Friday, May 11, 2012

What a day....

It has been a very long time since I have so much as thought about touching this blog, but here I am tonight doing just that and more. I had one of the most emotionally charged days that I have ever had in a work setting. I seriously felt as if I was in an episode of Boston Public or something because there was so much interpersonal drama between students and teachers, teachers and administration, and parents and students that I was almost waiting on credits to roll when I walked out the door today. It is funny how things work out because I planned this nice send off to my seniors in the form of free pizza for my students when all of a sudden, I caught one of my students having a meltdown because the owner of my school told him that he couldn't graduate. That immediately caught me off guard, and I went into counselor mode and tried to calm him by promising to get to the bottom of the situation and resolving the matter for him. I found out that this incident came about when he played a joke on his English teacher by telling her that he had a gift for her. This gift was a pole made of of a plastic bat attached to the end of a broken off golf club with a piece of a paper with a coat of arms fashioned in the shape of a cross with a hamburger in the center.
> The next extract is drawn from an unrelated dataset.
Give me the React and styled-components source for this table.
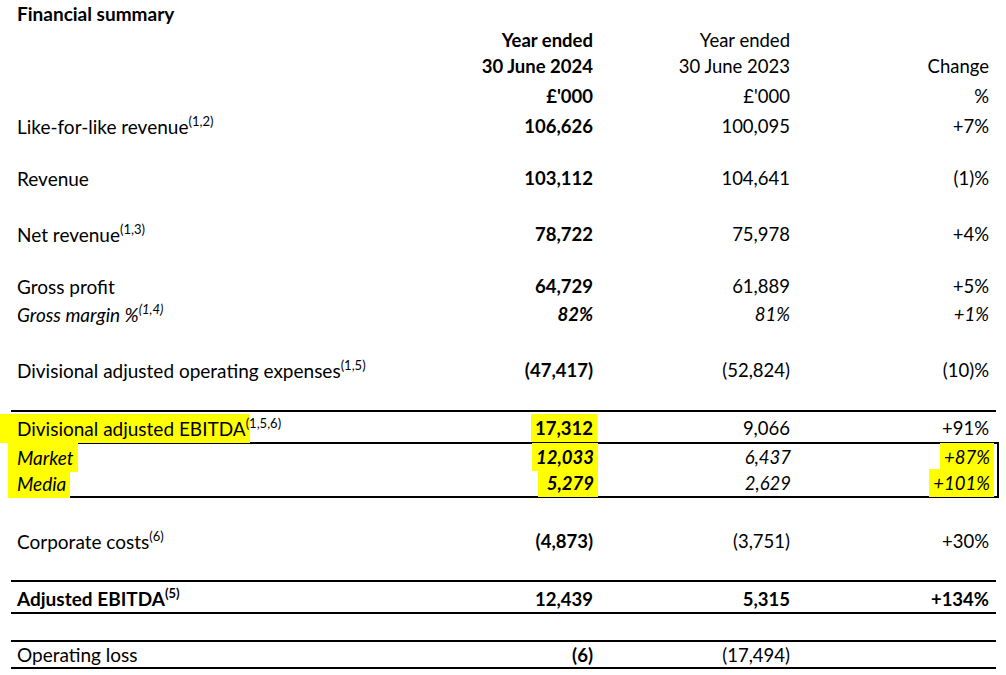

The teacher of course didn't know this because he didn't bring it with him, and so the class of students that were in the room escalated the situation even further by blurting out ominous comments like "Yeah, give it to her! She deserves it"! This didn't make the teacher feel like the gift was sunshine and rainbows because her students were already mad at her because she gave them a three page research paper that was due on their last day of school. This of course made the teacher very nervous about what the gift was, so she did the appropriate thing and reported the incident to the principal. This started the chain of events that lead to the Boston Public like drama because at that point the principle told the chancellor of our school and he decided to ban my student from participating in the graduation ceremony. This of course destroyed my student, and started my investigation of the incident. I know this student pretty well and although the gift was molded out of a plastic bat and a golf club handle, his intention was never to hit his teacher with it or even act as if he was going to do so. His main focus for making the pole was to attach the coat with the hamburger cross so that he could sing a song. After I explained this to the teacher, she immediately felt a sense of relief and she completely rejected the idea of my student being punished for the intended prank.
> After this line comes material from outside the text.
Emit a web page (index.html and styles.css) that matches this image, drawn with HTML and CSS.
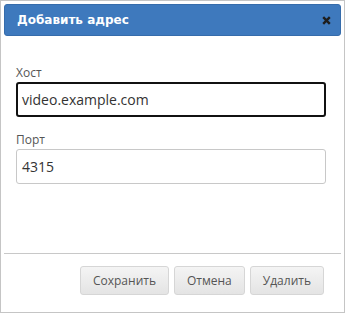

I explained this much to the principal of the school and she seemed inclined to agree with removing the punishment, but it wasn't up to her to decide. I had to run this by the chancellor first. Unfortunately the chancellor of the school had other ideas. When this was all explained to the chancellor he wouldn't budge on his decision to change the punishment. I actually spent the about 15 mins trying every type of appeal that I could to get him to see some sense of logic and reasoning, but he kept comparing the incident to crazy acts of violence such as shooting a gun past my head, murders, and beatings. I even tried a legal approach that was shot down immediate because he felt like he was Denny Crane or something and tried to lecture me on how he has never lost a lawsuit when what he didn't know is that I know that he has been sued multiple times and lost every one of them. At that point he just brushed me off as basically said that I would have to grovel before his board of trustees in order overturn his decision, but he made sure that he made that sound nearly hopeless by saying that the original statement by the teacher would be the main thing that they would hear about. This is despite the fact that the teacher herself recanted once she found out the true nature of the prank. The principal did nothing but agree with the chancellor like a good little puppet even though she was more inclined to agree with us moments before. The things people do to keep their job make me sick to my stomach sometimes. After this moment of defeat I had to go back and tell the student that I couldn't save him and this made me break down for a moment, so much so that I had to bypass the student and make a beeline to the bathroom where I did my best to stifle some gut-wrenching sobs before I clean my face and went outside to face him. To abbreviate the rest, I had to tell his parents who were both upset in different ways. The mother was brought to tears, and the dad wanted to beat the living crap out of the chancellor. The parent, student, teacher, and myself had to write an appeal and I now have to wait on the board's decision next Thursday for a resolution.

In addition to the drama of that situation, today was also the day in which all of the teachers received their evaluation results and essentially our rehire decision. The drama of this came not with me, but with my coworker and good friend. I had good results and was asked back but my friend received the opposite. I felt terrible about the situation and I couldn't believe that the principal would do that to him. He is a good teacher and a great person, and the only reason why he was not allowed to come back was because of personal reasons. It is well known that a principal has the power to keep you if they want you, but when they don't you are gone. This decision was completely personal and I am surprised that I didn't fall victim to this method of judgement. After suffering an emotional defeat and witnessing my friend basically become jobless, I am needless to say, feeling a bit blue. I have been trying to act normal, but as soon as I sit down long enough to be alone with my thoughts, I can't help but feel blue. This type of uncertainty definitely makes me want to possibly move on to greener pastures. I just don't know if I can do that because I would like to feel more secure by having my apprentice license before I leave where I am now.